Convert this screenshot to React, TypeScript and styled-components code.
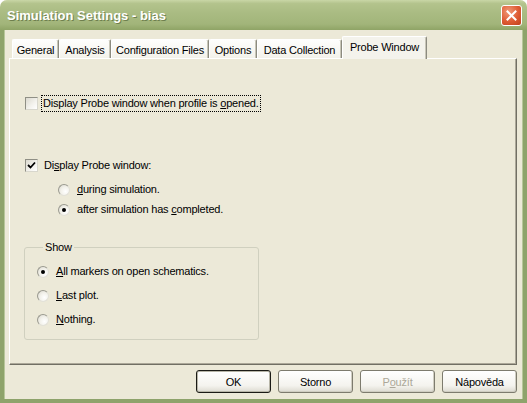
import { FC, ReactNode } from 'react'
import styled, { createGlobalStyle, css } from 'styled-components'

const GlobalStyle = createGlobalStyle`
  html, body {
    margin: 0;
    padding: 0;
    background: #ffffff;
  }
  body {
    font-family: "Liberation Sans", Arial, sans-serif;
    font-size: 11px;
    color: #000;
  }
`

const Window = styled.div`
  width: 527px;
  height: 403px;
  display: flex;
  flex-direction: column;
  background: #ece9d8;
  border-radius: 7px 7px 0 0;
  overflow: hidden;
`

const TitleBar = styled.div`
  flex: none;
  height: 30px;
  display: flex;
  align-items: center;
  justify-content: space-between;
  padding: 0 5px 0 7px;
  box-sizing: border-box;
  background: linear-gradient(#c9d6a6 0%, #b3c38c 12%, #a9bb82 45%, #a2b57a 80%, #8fa466 100%);
`

const Title = styled.span`
  font-family: "Liberation Sans", Arial, sans-serif;
  font-weight: bold;
  font-size: 13px;
  color: #ffffff;
  text-shadow: 1px 1px 0 #6e7f4e;
  margin-top: 1px;
`

const CloseButton = styled.div`
  width: 21px;
  height: 21px;
  box-sizing: border-box;
  border: 1px solid #ffffff;
  border-radius: 3px;
  background: radial-gradient(circle at 35% 30%, #f09a78 0%, #de5b33 55%, #c0401d 100%);
  display: flex;
  align-items: center;
  justify-content: center;
  margin-top: 1px;
`

const Frame = styled.div`
  flex: 1;
  display: flex;
  flex-direction: column;
  border: 4px solid #8ea36b;
  border-top: 0;
  padding: 5px 6px 0 5px;
  box-shadow: inset 1px 0 0 #b7c69a, inset -1px 0 0 #b7c69a;
`

const TabStrip = styled.div`
  display: flex;
  align-items: flex-end;
  height: 23px;
  padding-left: 3px;
  position: relative;
  z-index: 1;
`

const Tab = styled.div<{ $w: number; $active?: boolean }>`
  width: ${({ $w }) => $w}px;
  height: 19px;
  box-sizing: border-box;
  display: flex;
  align-items: center;
  justify-content: center;
  white-space: nowrap;
  letter-spacing: -0.2px;
  background: linear-gradient(#fefefd, #f3f2ea);
  border-top: 1px solid #ffffff;
  border-left: 1px solid #ffffff;
  border-right: 1px solid #8c8b80;
  box-shadow: inset -1px 0 0 #c8c6b8;
  border-radius: 2px 2px 0 0;
  padding-top: 1px;

  ${({ $active }) =>
    $active &&
    css`
      height: 23px;
      margin: 0 0 -1px 0;
      padding-top: 0;
      padding-bottom: 2px;
      background: #f4f3ec;
      border-top: 1px solid #ffffff;
      border-left: 1px solid #ffffff;
      position: relative;
      z-index: 2;
    `}
`

const Panel = styled.div`
  flex: none;
  height: 307px;
  box-sizing: border-box;
  border-top: 1px solid #ffffff;
  border-left: 1px solid #ffffff;
  border-right: 1px solid #716f64;
  border-bottom: 1px solid #716f64;
  box-shadow: inset -1px -1px 0 #aca899;
  padding: 36px 0 0 15px;
  display: flex;
  flex-direction: column;
  align-items: flex-start;
`

const Row = styled.div<{ $top?: number; $indent?: number }>`
  display: flex;
  align-items: center;
  height: 17px;
  margin-top: ${({ $top }) => $top ?? 0}px;
  margin-left: ${({ $indent }) => $indent ?? 0}px;
  letter-spacing: -0.2px;
  white-space: nowrap;
`

const Label = styled.span<{ $focused?: boolean }>`
  margin-left: 5px;
  padding: 1px 1px;
  border: 1px dotted transparent;
  line-height: 13px;
  ${({ $focused }) =>
    $focused &&
    css`
      border-color: #000;
    `}
`

const Box = styled.span`
  width: 13px;
  height: 13px;
  box-sizing: border-box;
  border: 1px solid #8f8f85;
  border-right-color: #d8d7cd;
  border-bottom-color: #d8d7cd;
  background: linear-gradient(135deg, #dcdad0 0%, #f4f3ee 60%, #ffffff 100%);
  display: flex;
  align-items: center;
  justify-content: center;
  flex: none;
`

const Circle = styled.span`
  width: 12px;
  height: 12px;
  box-sizing: border-box;
  border-radius: 50%;
  border: 1px solid #9a9a90;
  border-right-color: #e2e1d8;
  border-bottom-color: #e2e1d8;
  background: radial-gradient(circle at 65% 65%, #ffffff 0%, #f2f1ea 50%, #d6d4ca 100%);
  display: flex;
  align-items: center;
  justify-content: center;
  flex: none;
`

const Dot = styled.span`
  width: 4px;
  height: 4px;
  border-radius: 50%;
  background: #000;
`

const Group = styled.fieldset`
  margin: 22px 0 0 -1px;
  width: 235px;
  box-sizing: border-box;
  border: 1px solid #d0d0bf;
  border-radius: 3px;
  padding: 9px 0 11px 12px;
  display: flex;
  flex-direction: column;
  gap: 7px;
  min-inline-size: 0;
`

const Legend = styled.legend`
  padding: 0 2px;
  margin-left: 6px;
  line-height: 14px;
  letter-spacing: -0.2px;
`

const ButtonRow = styled.div`
  display: flex;
  justify-content: flex-end;
  gap: 7px;
  margin-top: 5px;
`

const Button = styled.div<{ $default?: boolean; $disabled?: boolean }>`
  width: 75px;
  height: 23px;
  box-sizing: border-box;
  display: flex;
  align-items: center;
  justify-content: center;
  border: 1px solid #7d7b6e;
  border-radius: 3px;
  background: linear-gradient(#ffffff 0%, #f4f3ee 70%, #dcdad0 100%);
  box-shadow: inset -1px -1px 0 #d0cec2;
  letter-spacing: -0.2px;
  color: ${({ $disabled }) => ($disabled ? '#aca899' : '#000')};

  ${({ $default }) =>
    $default &&
    css`
      border-color: #1b1b16;
      box-shadow: inset 0 0 0 1px #b8b6a8;
    `}
`

const U = styled.span`
  text-decoration: underline;
  text-underline-offset: 1px;
`

const CheckBox: FC<{ checked?: boolean; focused?: boolean; children: ReactNode; top?: number; indent?: number }> = ({
  checked,
  focused,
  children,
  top,
  indent,
}) => (
  <Row $top={top} $indent={indent}>
    <Box>
      {checked && (
        <svg width="9" height="9" viewBox="0 0 9 9">
          <path d="M1 4 L3.5 6.5 L8 1.5" fill="none" stroke="#000" strokeWidth="1.8" />
        </svg>
      )}
    </Box>
    <Label $focused={focused} style={{ marginLeft: focused ? 3 : 4 }}>
      {children}
    </Label>
  </Row>
)

const Radio: FC<{ checked?: boolean; children: ReactNode; top?: number; indent?: number }> = ({
  checked,
  children,
  top,
  indent,
}) => (
  <Row $top={top} $indent={indent}>
    <Circle>{checked && <Dot />}</Circle>
    <Label>{children}</Label>
  </Row>
)

const tabs = [
  { label: 'General', w: 47 },
  { label: 'Analysis', w: 52 },
  { label: 'Configuration Files', w: 98 },
  { label: 'Options', w: 48 },
  { label: 'Data Collection', w: 85 },
  { label: 'Probe Window', w: 85, active: true },
]

export default function App() {
  return (
    <>
      <GlobalStyle />
      <Window>
        <TitleBar>
          <Title>Simulation Settings - bias</Title>
          <CloseButton>
            <svg width="11" height="11" viewBox="0 0 11 11">
              <path d="M1.5 1.5 L9.5 9.5 M9.5 1.5 L1.5 9.5" stroke="#fff" strokeWidth="2" strokeLinecap="square" />
            </svg>
          </CloseButton>
        </TitleBar>
        <Frame>
          <TabStrip>
            {tabs.map((t) => (
              <Tab key={t.label} $w={t.w} $active={t.active}>
                {t.label}
              </Tab>
            ))}
          </TabStrip>
          <Panel>
            <CheckBox focused>
              Display Probe window when profile is <U>o</U>pened.
            </CheckBox>
            <CheckBox checked top={45}>
              Di<U>s</U>play Probe window:
            </CheckBox>
            <Radio top={7} indent={33}>
              <U>d</U>uring simulation.
            </Radio>
            <Radio checked top={3} indent={33}>
              after simulation has <U>c</U>ompleted.
            </Radio>
            <Group>
              <Legend>Show</Legend>
              <Radio checked>
                <U>A</U>ll markers on open schematics.
              </Radio>
              <Radio>
                <U>L</U>ast plot.
              </Radio>
              <Radio>
                <U>N</U>othing.
              </Radio>
            </Group>
          </Panel>
          <ButtonRow>
            <Button $default>OK</Button>
            <Button>Storno</Button>
            <Button $disabled>
              P<U>o</U>užít
            </Button>
            <Button>Nápověda</Button>
          </ButtonRow>
        </Frame>
      </Window>
    </>
  )
}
▬▬▬▬▬▬
■ **Task statement**:
Copy every line of the data that holds the string "components".

■ **Task solution**:
Convert this screenshot to React, TypeScript and styled-components code.
import styled, { createGlobalStyle, css } from 'styled-components'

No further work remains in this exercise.